É uma situação que precisa ser muito bem vista, com cautela, bem estudada e bem discutida. Agora, ao que tudo indica, principalmente para o comércio está havendo um desvio da função principal da legislação. Basta dizer que São Paulo por exemplo editou um decreto com dois artigos, simplesmente fazendo a reinstituição dos incentivos anteriores, enquanto Mato Grosso não, fez uma Reforma Tributária para alguns segmentos e para outros fez uma mera redução do incentivo.”

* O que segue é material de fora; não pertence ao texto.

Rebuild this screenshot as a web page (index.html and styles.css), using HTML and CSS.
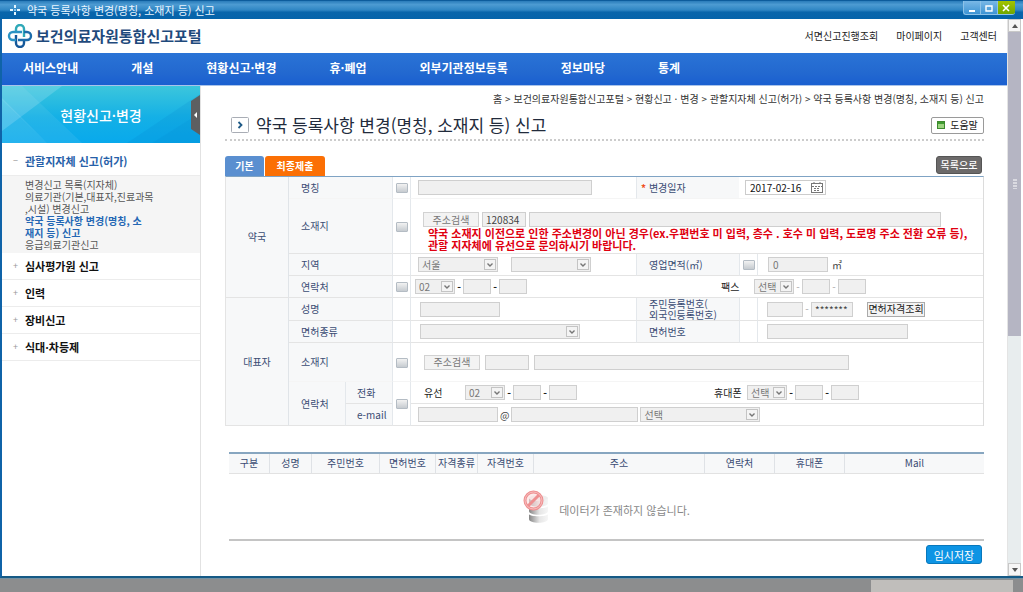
FILE: index.html
```html
<!DOCTYPE html>
<html lang="ko">
<head>
<meta charset="utf-8">
<title>약국 등록사항 변경(명칭, 소재지 등) 신고</title>
<link rel="stylesheet" href="styles.css">
</head>
<body>
<header class="titlebar">
  <svg class="titlebar-icon" viewBox="0 0 12 12" width="12" height="12" fill="none" stroke="#e4f6ff" stroke-width="2"><path d="M6 1v3M6 8v3M1 6h3M8 6h3"/><circle cx="6" cy="6" r="1" fill="#9fdcff" stroke="none"/></svg>
  <span class="titlebar-text">약국 등록사항 변경(명칭, 소재지 등) 신고</span>
  <div class="win-buttons">
    <button class="win-btn" aria-label="최소화"><svg viewBox="0 0 16 12" width="16" height="12"><path d="M5 8h6v2H5z" fill="#fff"/></svg></button>
    <button class="win-btn" aria-label="최대화"><svg viewBox="0 0 16 12" width="16" height="12"><path d="M5 4h6v5H5z" fill="none" stroke="#fff" stroke-width="1.4"/></svg></button>
    <button class="win-btn win-close" aria-label="닫기"><svg viewBox="0 0 16 12" width="16" height="12"><path d="M5 3l6 6M11 3L5 9" stroke="#fff" stroke-width="1.6"/></svg></button>
  </div>
</header>

<div class="window">
  <div class="page">
    <div class="top">
      <a class="logo" href="#">
        <svg viewBox="0 0 26 24" width="26" height="24" fill="none" stroke-width="2.4">
          <path d="M9 8V5a4 4 0 0 1 8 0v8" stroke="#2fa9b8"/>
          <path d="M17 16v3a4 4 0 0 1-8 0v-8" stroke="#15589a"/>
          <path d="M9 16H6a4 4 0 0 1 0-8h9" stroke="#2b93c4"/>
          <path d="M17 8h3a4 4 0 0 1 0 8h-9" stroke="#1c6cab"/>
        </svg>
        <span>보건의료자원통합신고포털</span>
      </a>
      <nav class="util">
        <a href="#">서면신고진행조회</a><a href="#">마이페이지</a><a href="#">고객센터</a>
      </nav>
    </div>
    <nav class="gnb">
      <a href="#">서비스안내</a><a href="#">개설</a><a href="#">현황신고·변경</a><a href="#">휴·폐업</a><a href="#">외부기관정보등록</a><a href="#">정보마당</a><a href="#">통계</a>
    </nav>
    <div class="columns">
      <aside class="side">
        <div class="side-title">
          <svg class="side-bg" viewBox="0 0 198 57" preserveAspectRatio="none"><path d="M0 0h60L0 45z" fill="#fff" opacity=".16"/><path d="M0 12L45 57H0z" fill="#fff" opacity=".12"/><path d="M0 0h20L80 57H45L0 14z" fill="#fff" opacity=".07"/><path d="M125 57L198 8v49z" fill="#0077c8" opacity=".14"/><path d="M150 57l48-30v30z" fill="#0077c8" opacity=".1"/></svg>
          <span>현황신고·변경</span>
          <button class="side-fold" aria-label="메뉴 접기"><svg viewBox="0 0 9 40" width="9" height="40"><path d="M9 0L0 6v28l9 6z" fill="#5d5f61"/><path d="M6 17v6l-3-3z" fill="#fff"/></svg></button>
        </div>
        <ul class="menu">
          <li class="open"><a class="menu-link" href="#"><i>−</i>관할지자체 신고(허가)</a>
            <ul class="sub">
              <li><a href="#">변경신고 목록(지자체)</a></li>
              <li><a href="#">의료기관(기본,대표자,진료과목<br>,시설) 변경신고</a></li>
              <li><a class="on" href="#">약국 등록사항 변경(명칭, 소<br>재지 등) 신고</a></li>
              <li><a href="#">응급의료기관신고</a></li>
            </ul>
          </li>
          <li><a class="menu-link" href="#"><i>+</i>심사평가원 신고</a></li>
          <li><a class="menu-link" href="#"><i>+</i>인력</a></li>
          <li><a class="menu-link" href="#"><i>+</i>장비신고</a></li>
          <li><a class="menu-link" href="#"><i>+</i>식대·차등제</a></li>
        </ul>
      </aside>

      <main class="main">
        <p class="crumb">홈 &gt; 보건의료자원통합신고포털 &gt; 현황신고 · 변경 &gt; 관할지자체 신고(허가) &gt; 약국 등록사항 변경(명칭, 소재지 등) 신고</p>
        <div class="heading">
          <svg viewBox="0 0 18 16" width="18" height="16"><rect x=".5" y=".5" width="17" height="15" rx="1" fill="#fff" stroke="#a9adb5"/><path d="M7.500 5l3 3-3 3" fill="none" stroke="#1e5a86" stroke-width="1.800"/></svg>
          <h1>약국 등록사항 변경(명칭, 소재지 등) 신고</h1>
          <button class="help"><i></i>도움말</button>
        </div>
        <div class="tabs">
          <button class="tab">기본</button><button class="tab tab-final">최종제출</button>
          <button class="list-btn">목록으로</button>
        </div>

        <table class="form">
          <colgroup><col class="c-group"><col class="c-label"><col class="c-sub"><col class="c-check"><col><col class="c-label2"><col class="c-check"><col></colgroup>
          <tr class="h-s no-line">
            <th rowspan="4" class="group">약국</th><th colspan="2">명칭</th>
            <td class="chk"><input type="checkbox" disabled aria-label="명칭 변경"></td>
            <td><div class="row"><input class="w-174" disabled aria-label="명칭"></div></td>
            <th class="inner"><label for="date"><b class="req">*</b> 변경일자</label></th>
            <td colspan="2"><div class="row date-row"><span class="date"><input id="date" value="2017-02-16"><button aria-label="달력"><svg viewBox="0 0 12 11" width="12" height="11" fill="none" stroke="#777"><rect x=".5" y="1.500" width="11" height="9"/><path d="M1 4.500h10M3 0v3M9 0v3M3 6.500h6M3 8.500h6" stroke-dasharray="2 1"/></svg></button></span></div></td>
          </tr>
          <tr class="h-addr">
            <th colspan="2">소재지</th><td class="chk"><input type="checkbox" disabled aria-label="소재지 변경"></td>
            <td colspan="4" class="addr"><div class="row in-5"><button class="find" disabled>주소검색</button><input class="w-44 strong" value="120834" disabled aria-label="우편번호"><input class="w-412" disabled aria-label="주소"></div>
              <p class="warn">약국 소재지 이전으로 인한 주소변경이 아닌 경우(ex.우편번호 미 입력, 층수 . 호수 미 입력, 도로명 주소 전환 오류 등),<br>관할 지자체에 유선으로 문의하시기 바랍니다.</p></td>
          </tr>
          <tr class="h-s">
            <th colspan="2">지역</th><td class="chk"></td>
            <td><div class="row gap-l"><select class="w-80" disabled aria-label="시도"><option>서울</option></select><select class="w-80" disabled aria-label="시군구"><option></option></select></div></td>
            <th class="inner"><label for="area">영업면적(㎡)</label></th><td class="chk"><input type="checkbox" disabled aria-label="영업면적 변경"></td>
            <td><div class="row in-3"><input id="area" class="w-60" value="0" disabled><span>㎡</span></div></td>
          </tr>
          <tr class="h-s">
            <th colspan="2">연락처</th><td class="chk"><input type="checkbox" disabled aria-label="연락처 변경"></td>
            <td><div class="row tel in-out"><select class="w-40" disabled aria-label="지역번호"><option>02</option></select><b>-</b><input class="w-28" disabled aria-label="국번"><b>-</b><input class="w-28" disabled aria-label="번호"></div></td>
            <td colspan="3"><div class="row tel fax"><span class="cap">팩스</span><select class="w-40" disabled aria-label="팩스 지역번호"><option>선택</option></select><b class="dim">-</b><input class="w-28" disabled aria-label="팩스 국번"><b class="dim">-</b><input class="w-28" disabled aria-label="팩스 번호"></div></td>
          </tr>
          <tr class="h-s">
            <th rowspan="5" class="group">대표자</th><th colspan="2">성명</th><td class="chk"></td>
            <td><div class="row in-2"><input class="w-80" disabled aria-label="성명"></div></td>
            <th class="inner tight">주민등록번호(<br>외국인등록번호)</th><td class="chk"></td>
            <td><div class="row tel in-2"><input class="w-36" disabled aria-label="주민등록번호 앞"><b class="dim">-</b><input class="w-42 strong" value="*******" disabled aria-label="주민등록번호 뒤"><button class="license">면허자격조회</button></div></td>
          </tr>
          <tr class="h-s">
            <th colspan="2">면허종류</th><td class="chk"></td>
            <td><div class="row in-2"><select class="w-160" disabled aria-label="면허종류"><option></option></select></div></td>
            <th class="inner"><label for="lic">면허번호</label></th><td class="chk"></td>
            <td><div class="row in-2"><input id="lic" class="w-141" disabled></div></td>
          </tr>
          <tr class="h-m no-line">
            <th colspan="2">소재지</th><td class="chk"><input type="checkbox" disabled aria-label="대표자 소재지 변경"></td>
            <td colspan="4"><div class="row gap-m in-7"><button class="find" disabled>주소검색</button><input class="w-44" disabled aria-label="대표자 우편번호"><input class="w-315" disabled aria-label="대표자 주소"></div></td>
          </tr>
          <tr class="h-s">
            <th rowspan="2">연락처</th><th class="split">전화</th><td class="chk" rowspan="2"><input type="checkbox" disabled aria-label="대표자 연락처 변경"></td>
            <td><div class="row tel in-7"><span class="cap-wide">유선</span><select class="w-40" disabled aria-label="유선 지역번호"><option>02</option></select><b>-</b><input class="w-28" disabled aria-label="유선 국번"><b>-</b><input class="w-28" disabled aria-label="유선 번호"></div></td>
            <td colspan="3"><div class="row tel mobile"><span class="cap-near">휴대폰</span><select class="w-40" disabled aria-label="휴대폰 앞자리"><option>선택</option></select><b>-</b><input class="w-28" disabled aria-label="휴대폰 국번"><b>-</b><input class="w-28" disabled aria-label="휴대폰 번호"></div></td>
          </tr>
          <tr class="h-s">
            <th class="split">e-mail</th>
            <td colspan="4"><div class="row gap-s"><input class="w-80" disabled aria-label="이메일 아이디"><span>@</span><input class="w-127" disabled aria-label="이메일 도메인"><select class="w-120" disabled aria-label="도메인 선택"><option>선택</option></select></div></td>
          </tr>
        </table>

        <table class="list">
          <colgroup><col class="l-41"><col class="l-42"><col class="l-68"><col class="l-56"><col class="l-42"><col class="l-56"><col><col class="l-70"><col class="l-70"><col class="l-139"></colgroup>
          <thead><tr><th>구분</th><th>성명</th><th>주민번호</th><th>면허번호</th><th>자격종류</th><th>자격번호</th><th>주소</th><th>연락처</th><th>휴대폰</th><th>Mail</th></tr></thead>
          <tbody><tr><td colspan="10"><div class="empty">
            <svg viewBox="0 0 26 36" width="26" height="36">
              <defs><linearGradient id="db"><stop offset="0" stop-color="#858585"/><stop offset=".55" stop-color="#e6e6e6"/><stop offset="1" stop-color="#f6f6f6"/></linearGradient></defs>
              <path d="M6 25c0 3 19 3 19 0v5c0 5-19 5-19 0z" fill="url(#db)"/>
              <path d="M6 17c0 3 19 3 19 0v5c0 5-19 5-19 0z" fill="url(#db)"/>
              <path d="M6 9c0 3 19 3 19 0v5c0 5-19 5-19 0z" fill="url(#db)"/>
              <ellipse cx="15.500" cy="9" rx="9.500" ry="3" fill="#eee"/>
              <circle cx="10.500" cy="11.500" r="8.500" fill="#fbdcdc" fill-opacity=".6" stroke="#ee8f90" stroke-width="3"/>
              <path d="M5 17L16 6" stroke="#ee8f90" stroke-width="3"/><circle cx="10.500" cy="11.500" r="8.500" fill="none" stroke="#f9c9c9" stroke-width=".8"/>
            </svg>
            <span>데이터가 존재하지 않습니다.</span></div></td></tr></tbody>
        </table>
        <div class="actions"><button class="save">임시저장</button></div>
      </main>
    </div>
  </div>
  <div class="scroll">
    <span class="scroll-btn"><svg viewBox="0 0 6 4" width="6" height="4"><path d="M0 4l3-4 3 4z" fill="#555"/></svg></span>
    <span class="scroll-thumb"><svg viewBox="0 0 4 10" width="4" height="10"><path d="M0 1h4M0 4h4M0 7h4M0 10h4" stroke="#fff"/></svg></span>
    <span class="scroll-track"></span>
    <span class="scroll-btn"><svg viewBox="0 0 6 4" width="6" height="4"><path d="M0 0l3 4 3-4z" fill="#555"/></svg></span>
  </div>
</div>
<footer class="hbar"><span class="hbar-thumb"></span></footer>
</body>
</html>
```

FILE: styles.css
```css
* { box-sizing: border-box; }
body {
  margin: 0;
  min-height: 100vh;
  display: flex;
  flex-direction: column;
  font: 10px/12px "Noto Sans CJK KR", "Noto Sans", sans-serif;
  color: #444;
  background: #fff;
}
button, input, select { font: inherit; color: inherit; margin: 0; }
button { cursor: pointer; padding: 0; }
a { color: inherit; text-decoration: none; }
ul { list-style: none; margin: 0; padding: 0; }
i { font-style: normal; }
h1, p { margin: 0; }
table { border-collapse: separate; border-spacing: 0; table-layout: fixed; width: 100%; }

/* window frame */
.titlebar {
  display: flex;
  align-items: center;
  gap: 6px;
  height: 19px;
  padding: 0 8px 0 9px;
  border-top: 1px solid #0d5c9c;
  background: linear-gradient(#2a7cba 0, #4d9bd2 20%, #2f86c4 50%, #0965ab 62%, #0563aa 100%);
}
.titlebar-text { flex: 1; color: #e9f5ff; font-size: 11px; line-height: 16px; }
.win-buttons { display: flex; align-self: flex-start; }
.win-btn {
  height: 14px;
  width: 17px;
  border: 1px solid #8cc2e8;
  border-top: 0;
  border-right: 0;
  background: linear-gradient(#7ab8e6, #3d94d4);
  display: flex;
  align-items: center;
}
.win-btn:first-child { border-radius: 0 0 0 3px; }
.win-close { width: 18px; background: linear-gradient(#a4c400, #6fa600); border-radius: 0 0 3px 0; }
.window { flex: 1; display: flex; border-left: 2px solid #0f63a8; border-bottom: 2px solid #155a86; }
.page { flex: 1; min-width: 0; display: flex; flex-direction: column; }

/* site header */
.top { display: flex; align-items: center; justify-content: space-between; height: 34px; padding: 0 10px 0 5px; }
.logo { display: flex; align-items: center; gap: 3px; color: #1f4a7c; font-size: 15px; font-weight: 700; line-height: 20px; }
.util { display: flex; gap: 18px; color: #222; }
.gnb {
  display: flex;
  align-items: center;
  gap: 53px;
  height: 33px;
  padding: 0 21px 2px;
  color: #fff;
  font-size: 12px;
  font-weight: 700;
  line-height: 16px;
  background: linear-gradient(#2a73d6, #2369d0 60%, #1a5fd0);
  border-bottom: 1px solid #a9c3ea;
}
.columns { flex: 1; display: flex; }

/* side menu */
.side { width: 199px; flex: none; border-right: 1px solid #e2e2e2; }
.side-title {
  position: relative;
  display: flex;
  align-items: center;
  justify-content: center;
  height: 57px;
  color: #fff;
  font-size: 14px;
  font-weight: 500;
  line-height: 20px;
  background: linear-gradient(#3cc6dc, #14b0e6 55%, #08a9ec);
}
.side-title span { position: relative; }
.side-bg { position: absolute; inset: 0; width: 100%; height: 100%; }
.side-fold { position: absolute; right: 0; top: 9px; border: 0; background: none; height: 40px; }
.menu > li { border-bottom: 1px solid #ececec; }
.menu > .open { border-bottom: 0; }
.menu-link { display: flex; align-items: center; height: 26px; padding-left: 11px; color: #111; font-size: 11px; font-weight: 700; }
.menu-link i { width: 12px; color: #999; font-size: 9px; font-weight: 400; }
.open > .menu-link { height: 32px; padding-top: 4px; color: #2660a8; }
.sub { padding: 3px 0 2px 23px; background: #f5f5f5; border-top: 1px solid #ececec; line-height: 12px; color: #555; }
.sub .on { color: #2467b4; font-weight: 700; }

/* main column */
.main { flex: 1; min-width: 0; padding: 5px 23px 12px 24px; }
.crumb { text-align: right; line-height: 16px; white-space: nowrap; color: #333; }
.heading { display: flex; align-items: center; gap: 7px; height: 34px; padding: 4px 0 0 6px; border-bottom: 2px dotted #ccc; }
.heading h1 { flex: 1; font-size: 17px; font-weight: 400; line-height: 22px; color: #222b3c; }
.help {
  display: flex;
  align-items: center;
  justify-content: center;
  gap: 5px;
  width: 53px;
  height: 17px;
  border: 1px solid #9a9a9a;
  border-radius: 2px;
  background: #fff;
  color: #222;
}
.help i { width: 8px; height: 8px; border: 1px solid #3d8a2e; background: linear-gradient(#3f9a30 25%, #9bd37f 25%); }
.tabs { display: flex; gap: 1px; margin-top: 15px; }
.tab {
  width: 39px;
  height: 20px;
  border: 0;
  border-radius: 3px 3px 0 0;
  background: #5a8fd0;
  color: #fff;
  font-weight: 700;
}
.tab-final { width: 60px; background: #fb6f04; }
.list-btn { margin-left: auto; margin-right: 2px; width: 46px; height: 18px; border: 1px solid #555; border-radius: 3px; background: #6c6a6a; color: #fff; font-weight: 500; }

/* declaration form */
.form { border-top: 1px solid #7fa3c4; border-right: 1px solid #dcdcdc; border-left: 1px solid #e4e4e4; }
.c-group { width: 63px; }
.c-label { width: 56px; }
.c-sub { width: 47px; }
.c-check { width: 19px; }
.c-label2 { width: 103px; }
.form th, .form td { padding: 0; border-bottom: 1px solid #e4e4e4; }
.form th { padding-left: 12px; text-align: left; font-weight: 400; color: #3a4c74; background: #f7f8f9; }
.form .group { padding: 0; text-align: center; border-right: 1px solid #e0e4e8; }
.form .no-line th, .form .no-line td { border-bottom-color: #f5f5f5; }
.form .no-line .group { border-bottom-color: #e4e4e4; }
.form .chk { border-left: 1px solid #e4e8ec; border-right: 1px solid #e4e8ec; text-align: center; line-height: 10px; }
.form .inner { border-left: 1px solid #e4e8ec; }
.form .split { border-left: 1px solid #e4e8ec; padding-left: 11px; }
.form .tight { line-height: 11px; }
.h-s { height: 22px; }
.h-m { height: 39px; }
.h-addr { height: 55px; }
.req { color: #f0501e; }
.form th:has(.req) { padding-left: 4px; }
.row { display: flex; align-items: center; gap: 3px; padding-left: 7px; line-height: 14px; }
.gap-s { gap: 2px; }
.gap-m { gap: 5px; }
.gap-l { gap: 13px; }
.in-2 { padding-left: 9px; }
.in-3 { padding-left: 10px; gap: 4px; }
.in-5 { padding-left: 12px; }
.in-7 { padding-left: 13px; }
.in-out { padding-left: 4px; }
.date-row { padding-left: 6px; }
.fax { padding-left: 85px; }
.mobile { padding-left: 78px; }
.cap { width: 33px; color: #222; }
.cap-wide { width: 41px; color: #222; }
.cap-near { width: 33px; color: #222; white-space: nowrap; }
.tel { gap: 0; }
.tel b { width: 8px; text-align: center; color: #222; line-height: 12px; }
.tel .dim { color: #aaa; font-weight: 400; }
input, select { height: 15px; border: 1px solid #cfcfcf; border-radius: 0; background: #f0f0f0; color: #777; padding: 0 4px; opacity: 1; }
input.strong { color: #444; padding: 0 3px; }
select {
  appearance: none;
  padding: 0 14px 0 3px;
  line-height: 12px;
  background: #f0f0f0 url("data:image/svg+xml,%3Csvg xmlns='http://www.w3.org/2000/svg' width='12' height='11'%3E%3Crect x='.5' y='.5' width='11' height='10' fill='%23f4f4f4' stroke='%23c4c4c4'/%3E%3Cpath d='M3.500 4.500l2.500 2.500 2.500-2.500' fill='none' stroke='%23777' stroke-width='1.400'/%3E%3C/svg%3E") right 1px center no-repeat;
}
input[type="checkbox"] { appearance: none; width: 12px; height: 10px; padding: 0; border: 1px solid #b4bcc4; border-radius: 1px; background: linear-gradient(#f2f2f2, #c6cbd0); vertical-align: middle; }
.w-28 { width: 28px; } .w-36 { width: 36px; } .w-40 { width: 40px; } .w-42 { width: 42px; } .w-44 { width: 44px; }
.w-60 { width: 60px; } .w-80 { width: 80px; } .w-120 { width: 120px; } .w-127 { width: 127px; } .w-141 { width: 141px; }
.w-160 { width: 160px; } .w-174 { width: 174px; } .w-315 { width: 315px; } .w-412 { width: 412px; }
.find { width: 56px; height: 15px; border: 1px solid #d2d2d2; background: #f3f3f3; color: #777; line-height: 12px; }
.license { width: 58px; height: 15px; margin-left: 14px; border: 1px solid #aaa; background: #f3f3f3; color: #222; line-height: 12px; white-space: nowrap; font-size: 10px; }
.date { display: flex; align-items: center; justify-content: space-between; width: 81px; height: 15px; padding-right: 2px; border: 1px solid #ccc; background: #fff; }
.date input { width: 64px; height: 12px; border: 0; background: none; color: #111; font-size: 10px; }
.date button { display: flex; border: 0; background: none; }
.form .addr { vertical-align: bottom; }
.warn { padding: 0 0 2px 17px; color: #e00010; font-size: 11px; font-weight: 700; line-height: 12px; white-space: nowrap; }

/* result list */
.list { width: auto; min-width: calc(100% - 4px); margin: 26px 0 0 4px; border-top: 2px solid #87a6c0; border-bottom: 2px solid #c4c4c4; }
.l-41 { width: 41px; } .l-42 { width: 42px; } .l-56 { width: 56px; } .l-68 { width: 68px; } .l-70 { width: 70px; } .l-139 { width: 139px; }
.list th { height: 20px; padding: 0 0 2px; border-right: 1px solid #dfe2e6; border-bottom: 1px solid #e2e2e2; background: #f7f8f9; color: #3a4c74; font-weight: 400; white-space: nowrap; }
.list th:last-child { border-right: 0; }
.list td { height: 65px; padding: 0; }
.empty { display: flex; align-items: center; justify-content: center; gap: 10px; font-size: 11px; color: #888; }
.empty span { padding-top: 6px; }
.actions { display: flex; justify-content: flex-end; padding: 4px 2px 0 0; }
.save { width: 56px; height: 19px; border: 1px solid #0878bc; border-radius: 3px; background: #0d94e4; color: #fff; font-size: 11px; line-height: 14px; }

/* scrollbars */
.scroll { display: flex; flex-direction: column; width: 14px; margin-right: 2px; border-left: 1px solid #e4e4e4; background: #e8edee; }
.scroll-btn { height: 13px; display: flex; align-items: center; justify-content: center; border: 1px solid #c8c8c8; background: #f6f6f6; }
.scroll-thumb { flex: 305; display: flex; align-items: center; justify-content: center; background: #b5b5c3; }
.scroll-track { flex: 227; }
.hbar { height: 14px; display: flex; justify-content: flex-end; padding: 1px 10px 0 0; background: #8c8d8e; border-top: 1px solid #7392a4; }
.hbar-thumb { width: 14%; background: #c0bebb; }
```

Vícios de inconstitucionalidade

“Não dá para colocar no mesmo barco todo mundo, são situações distintas, cada qual com sua peculiaridade, mas existem aí vícios reais de ilegalidade e inconstitucionalidade que saltam aos olhos. É um projeto difícil e até meio que feriu o que foi acordado, porque no passado houve uma conversa com os segmentos, estava em discussão uma Reforma Tributária e em reuniões foi acordado o seguinte: olha, como o prazo dos incentivos fiscais ele decorre de lei federal, vamos priorizar os incentivos fiscais e depois falamos da Reforma Tributária, e isso meio que ficou acordado, e posteriormente, para surpresa de todos veio esse projeto surpreendente do ponto de vista material dele, de conteúdo, trazendo realmente uma minirreforma Tributária dentro de uma legislação que tinha uma única finalidade de reinstituir os incentivos, podendo ter alterações singelas, alterações que estão previstas na legislação.”

Debate e prazo exíguo

“Então essa é toda a polêmica e para as indústrias, por exemplo, está havendo uma redução do Prodeic e essa redução também é problemática porque existem termos assinados com o Governo do Estado que garantem um incentivo maior, e são incentivos condicionados a investimentos, ou seja, que foram feitos realmente pelas empresas e incorporaram no seu patrimônio o uso desse benefício por um período pré-determinado, então há também uma questão de afronta ao direito adquirido em relação às indústrias e para o comércio ilegalidades diversas aí  que eu acabei de mencionar em relação à transformação completa do incentivo. Tudo está muito problemático, precisa ser discutido e o grande problema é que o prazo é exíguo, curto demais para fazer uma discussão desse porte.”